§ **Recorded information**
+-------+

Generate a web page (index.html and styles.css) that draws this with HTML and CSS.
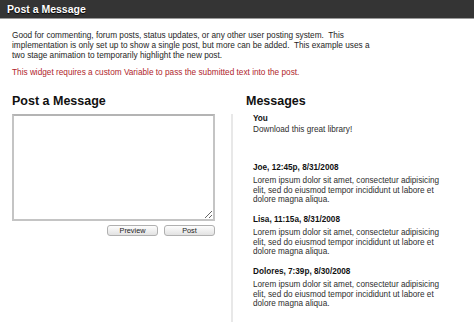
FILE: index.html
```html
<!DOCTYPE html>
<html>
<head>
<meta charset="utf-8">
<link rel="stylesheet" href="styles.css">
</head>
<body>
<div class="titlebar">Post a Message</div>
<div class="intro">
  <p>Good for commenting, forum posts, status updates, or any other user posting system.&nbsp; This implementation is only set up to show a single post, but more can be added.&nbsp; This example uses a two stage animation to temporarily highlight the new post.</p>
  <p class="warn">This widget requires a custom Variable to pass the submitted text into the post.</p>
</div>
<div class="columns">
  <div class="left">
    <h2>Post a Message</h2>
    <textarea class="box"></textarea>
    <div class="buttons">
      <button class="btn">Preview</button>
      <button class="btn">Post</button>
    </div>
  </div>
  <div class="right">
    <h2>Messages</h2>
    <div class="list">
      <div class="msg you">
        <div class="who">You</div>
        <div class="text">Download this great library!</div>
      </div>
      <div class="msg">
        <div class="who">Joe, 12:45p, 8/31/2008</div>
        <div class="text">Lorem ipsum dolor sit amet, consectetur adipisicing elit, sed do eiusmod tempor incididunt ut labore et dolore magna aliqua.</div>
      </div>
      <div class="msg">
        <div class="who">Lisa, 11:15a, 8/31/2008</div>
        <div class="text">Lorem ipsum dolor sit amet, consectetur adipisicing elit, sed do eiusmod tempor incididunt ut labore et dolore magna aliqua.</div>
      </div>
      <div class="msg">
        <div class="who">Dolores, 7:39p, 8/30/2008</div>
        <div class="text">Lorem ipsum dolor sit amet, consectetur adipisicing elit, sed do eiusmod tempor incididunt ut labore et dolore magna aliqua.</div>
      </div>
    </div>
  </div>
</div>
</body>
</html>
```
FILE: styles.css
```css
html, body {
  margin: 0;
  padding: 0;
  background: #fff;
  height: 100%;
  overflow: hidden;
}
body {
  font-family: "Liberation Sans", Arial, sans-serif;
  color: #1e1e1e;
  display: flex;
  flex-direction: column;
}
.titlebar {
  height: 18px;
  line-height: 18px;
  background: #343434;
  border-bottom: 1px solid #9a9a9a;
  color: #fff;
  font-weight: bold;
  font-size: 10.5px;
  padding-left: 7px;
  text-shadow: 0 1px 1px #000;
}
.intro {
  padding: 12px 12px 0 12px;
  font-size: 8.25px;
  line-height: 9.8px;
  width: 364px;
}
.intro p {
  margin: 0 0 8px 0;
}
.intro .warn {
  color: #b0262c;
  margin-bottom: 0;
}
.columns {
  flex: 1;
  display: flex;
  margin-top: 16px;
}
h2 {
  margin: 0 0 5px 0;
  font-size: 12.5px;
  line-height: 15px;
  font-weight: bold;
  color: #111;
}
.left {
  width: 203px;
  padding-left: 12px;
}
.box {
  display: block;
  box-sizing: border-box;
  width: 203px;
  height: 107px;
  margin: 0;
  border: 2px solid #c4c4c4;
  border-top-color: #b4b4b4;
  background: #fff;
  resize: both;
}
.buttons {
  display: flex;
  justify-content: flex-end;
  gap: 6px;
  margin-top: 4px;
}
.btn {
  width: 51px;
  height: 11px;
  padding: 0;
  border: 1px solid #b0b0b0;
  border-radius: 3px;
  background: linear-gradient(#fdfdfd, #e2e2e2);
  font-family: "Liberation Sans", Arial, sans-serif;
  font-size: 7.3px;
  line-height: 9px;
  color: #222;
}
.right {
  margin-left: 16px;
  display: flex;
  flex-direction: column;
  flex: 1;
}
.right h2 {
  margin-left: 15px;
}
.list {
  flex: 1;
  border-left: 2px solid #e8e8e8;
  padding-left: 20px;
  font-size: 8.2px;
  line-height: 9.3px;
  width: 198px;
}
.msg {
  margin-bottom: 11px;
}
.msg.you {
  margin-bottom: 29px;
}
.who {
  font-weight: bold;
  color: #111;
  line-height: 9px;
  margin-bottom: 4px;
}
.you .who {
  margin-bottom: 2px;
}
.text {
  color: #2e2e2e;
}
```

+-------+

§ **The exercise**
Give the number of lines that carry the word "styles", with nothing added.

§ **Result for this exercise**
3